# WORK TO BE COMPLETED:
Each line of the data that includes the string "full" is to be copied out.
++++++++
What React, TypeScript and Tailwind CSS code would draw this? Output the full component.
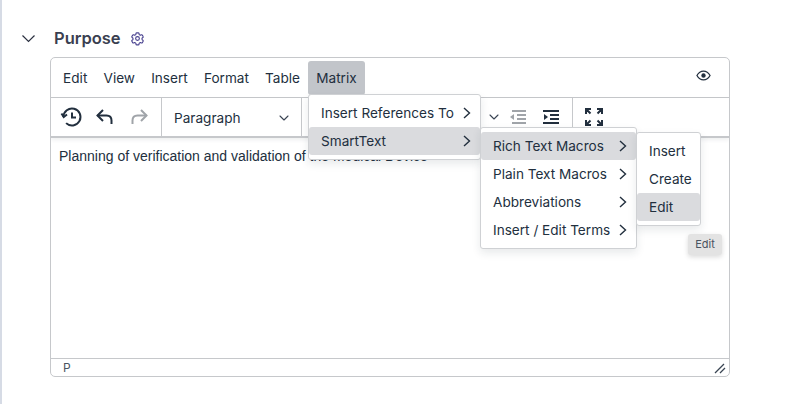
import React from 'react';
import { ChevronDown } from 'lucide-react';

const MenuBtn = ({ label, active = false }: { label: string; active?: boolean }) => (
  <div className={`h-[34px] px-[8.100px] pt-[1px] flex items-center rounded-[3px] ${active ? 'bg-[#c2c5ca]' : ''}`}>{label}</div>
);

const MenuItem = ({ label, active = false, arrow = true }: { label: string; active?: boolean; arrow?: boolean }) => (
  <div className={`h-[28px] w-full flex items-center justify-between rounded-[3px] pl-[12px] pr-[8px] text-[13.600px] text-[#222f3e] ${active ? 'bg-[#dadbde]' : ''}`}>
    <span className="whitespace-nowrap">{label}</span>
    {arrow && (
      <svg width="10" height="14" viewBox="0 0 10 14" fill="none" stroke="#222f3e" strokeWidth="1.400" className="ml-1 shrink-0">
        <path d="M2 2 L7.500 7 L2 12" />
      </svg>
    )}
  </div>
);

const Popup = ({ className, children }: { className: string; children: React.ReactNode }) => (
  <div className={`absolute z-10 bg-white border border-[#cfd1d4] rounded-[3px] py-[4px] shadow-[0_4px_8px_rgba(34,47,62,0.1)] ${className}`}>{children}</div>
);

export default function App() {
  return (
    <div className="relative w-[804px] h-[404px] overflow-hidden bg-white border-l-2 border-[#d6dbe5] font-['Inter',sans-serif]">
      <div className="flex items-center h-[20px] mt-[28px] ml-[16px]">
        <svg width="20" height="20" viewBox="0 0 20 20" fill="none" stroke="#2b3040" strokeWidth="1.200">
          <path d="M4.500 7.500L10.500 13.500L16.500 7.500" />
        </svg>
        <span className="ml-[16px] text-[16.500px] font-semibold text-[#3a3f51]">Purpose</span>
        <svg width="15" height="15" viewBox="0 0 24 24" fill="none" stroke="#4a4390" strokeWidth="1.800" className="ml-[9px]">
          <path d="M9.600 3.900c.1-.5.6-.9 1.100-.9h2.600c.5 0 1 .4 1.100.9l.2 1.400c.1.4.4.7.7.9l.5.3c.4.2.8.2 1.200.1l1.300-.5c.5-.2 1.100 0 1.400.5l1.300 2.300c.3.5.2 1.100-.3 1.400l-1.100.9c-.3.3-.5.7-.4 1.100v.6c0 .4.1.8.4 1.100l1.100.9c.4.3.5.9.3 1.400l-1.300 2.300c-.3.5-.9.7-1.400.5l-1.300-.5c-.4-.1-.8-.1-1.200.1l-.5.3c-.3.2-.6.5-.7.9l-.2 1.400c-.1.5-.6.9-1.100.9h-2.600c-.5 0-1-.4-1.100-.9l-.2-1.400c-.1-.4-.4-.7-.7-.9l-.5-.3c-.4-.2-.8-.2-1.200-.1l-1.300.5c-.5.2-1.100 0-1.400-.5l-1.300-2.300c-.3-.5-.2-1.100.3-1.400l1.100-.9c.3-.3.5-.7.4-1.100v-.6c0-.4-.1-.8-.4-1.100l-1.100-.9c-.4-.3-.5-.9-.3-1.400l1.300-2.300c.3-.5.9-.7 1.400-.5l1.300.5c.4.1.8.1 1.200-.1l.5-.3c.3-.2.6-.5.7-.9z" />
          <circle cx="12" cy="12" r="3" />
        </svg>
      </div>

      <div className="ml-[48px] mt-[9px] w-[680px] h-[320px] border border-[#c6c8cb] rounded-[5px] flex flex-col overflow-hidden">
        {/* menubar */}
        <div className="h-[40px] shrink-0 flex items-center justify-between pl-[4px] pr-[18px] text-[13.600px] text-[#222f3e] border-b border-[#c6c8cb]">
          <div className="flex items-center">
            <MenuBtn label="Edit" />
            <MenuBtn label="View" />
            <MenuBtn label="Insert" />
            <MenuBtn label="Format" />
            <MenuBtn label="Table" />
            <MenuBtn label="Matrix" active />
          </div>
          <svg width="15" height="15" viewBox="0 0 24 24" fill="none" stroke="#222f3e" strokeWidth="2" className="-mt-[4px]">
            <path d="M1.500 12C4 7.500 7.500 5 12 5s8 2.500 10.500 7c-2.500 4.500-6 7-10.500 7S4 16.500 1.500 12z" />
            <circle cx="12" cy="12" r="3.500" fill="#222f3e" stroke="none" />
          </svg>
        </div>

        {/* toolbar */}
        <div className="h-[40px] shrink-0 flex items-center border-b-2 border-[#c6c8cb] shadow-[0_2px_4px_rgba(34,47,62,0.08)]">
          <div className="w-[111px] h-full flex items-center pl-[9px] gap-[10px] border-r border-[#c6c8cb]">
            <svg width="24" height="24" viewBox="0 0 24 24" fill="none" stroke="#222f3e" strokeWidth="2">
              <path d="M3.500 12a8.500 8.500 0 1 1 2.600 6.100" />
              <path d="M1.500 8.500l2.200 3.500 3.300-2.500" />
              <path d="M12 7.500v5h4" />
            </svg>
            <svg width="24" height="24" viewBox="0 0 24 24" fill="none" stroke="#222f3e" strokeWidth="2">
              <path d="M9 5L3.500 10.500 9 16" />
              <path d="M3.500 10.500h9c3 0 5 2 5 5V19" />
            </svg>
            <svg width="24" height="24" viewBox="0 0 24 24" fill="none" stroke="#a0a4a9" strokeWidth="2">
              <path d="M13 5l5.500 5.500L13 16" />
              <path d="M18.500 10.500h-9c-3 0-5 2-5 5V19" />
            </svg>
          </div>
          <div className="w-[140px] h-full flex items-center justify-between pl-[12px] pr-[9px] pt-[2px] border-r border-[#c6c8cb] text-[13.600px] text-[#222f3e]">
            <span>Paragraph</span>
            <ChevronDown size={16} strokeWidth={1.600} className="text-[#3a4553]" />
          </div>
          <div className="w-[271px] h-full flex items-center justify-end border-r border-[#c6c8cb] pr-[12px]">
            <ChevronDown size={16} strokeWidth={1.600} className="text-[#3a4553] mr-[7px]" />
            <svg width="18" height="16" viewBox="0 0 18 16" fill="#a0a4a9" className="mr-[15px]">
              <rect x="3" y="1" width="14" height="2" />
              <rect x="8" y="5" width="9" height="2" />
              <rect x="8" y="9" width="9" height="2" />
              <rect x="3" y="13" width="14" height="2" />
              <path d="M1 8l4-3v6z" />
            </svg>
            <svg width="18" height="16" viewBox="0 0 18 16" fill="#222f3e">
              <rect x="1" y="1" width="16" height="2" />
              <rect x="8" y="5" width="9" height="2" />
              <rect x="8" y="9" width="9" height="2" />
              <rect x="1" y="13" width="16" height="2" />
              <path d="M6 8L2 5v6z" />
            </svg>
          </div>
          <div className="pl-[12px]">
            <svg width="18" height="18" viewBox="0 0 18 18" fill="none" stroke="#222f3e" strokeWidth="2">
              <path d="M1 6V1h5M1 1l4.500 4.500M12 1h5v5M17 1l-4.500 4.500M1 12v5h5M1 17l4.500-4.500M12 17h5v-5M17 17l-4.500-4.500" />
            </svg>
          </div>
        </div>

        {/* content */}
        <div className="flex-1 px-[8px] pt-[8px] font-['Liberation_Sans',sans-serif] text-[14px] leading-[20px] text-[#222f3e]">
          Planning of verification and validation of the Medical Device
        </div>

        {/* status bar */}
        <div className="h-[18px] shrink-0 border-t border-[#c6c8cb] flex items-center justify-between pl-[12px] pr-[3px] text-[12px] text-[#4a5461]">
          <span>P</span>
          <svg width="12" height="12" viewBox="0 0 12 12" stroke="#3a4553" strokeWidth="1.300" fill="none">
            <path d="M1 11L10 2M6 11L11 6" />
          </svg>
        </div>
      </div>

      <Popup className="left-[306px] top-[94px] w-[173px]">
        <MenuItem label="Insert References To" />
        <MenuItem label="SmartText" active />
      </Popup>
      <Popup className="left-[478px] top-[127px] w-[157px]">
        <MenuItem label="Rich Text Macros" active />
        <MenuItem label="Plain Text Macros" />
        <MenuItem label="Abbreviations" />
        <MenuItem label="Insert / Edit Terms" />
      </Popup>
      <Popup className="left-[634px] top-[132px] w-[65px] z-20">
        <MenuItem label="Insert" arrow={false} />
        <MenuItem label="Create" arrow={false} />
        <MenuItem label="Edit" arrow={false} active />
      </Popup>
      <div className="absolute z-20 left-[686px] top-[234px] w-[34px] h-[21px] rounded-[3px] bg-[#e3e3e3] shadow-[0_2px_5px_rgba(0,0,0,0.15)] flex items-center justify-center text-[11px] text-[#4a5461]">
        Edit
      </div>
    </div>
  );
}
++++++++
# THE SOLUTION:
What React, TypeScript and Tailwind CSS code would draw this? Output the full component.
  <div className={`h-[28px] w-full flex items-center justify-between rounded-[3px] pl-[12px] pr-[8px] text-[13.600px] text-[#222f3e] ${active ? 'bg-[#dadbde]' : ''}`}>
          <div className="w-[111px] h-full flex items-center pl-[9px] gap-[10px] border-r border-[#c6c8cb]">
          <div className="w-[140px] h-full flex items-center justify-between pl-[12px] pr-[9px] pt-[2px] border-r border-[#c6c8cb] text-[13.600px] text-[#222f3e]">
          <div className="w-[271px] h-full flex items-center justify-end border-r border-[#c6c8cb] pr-[12px]">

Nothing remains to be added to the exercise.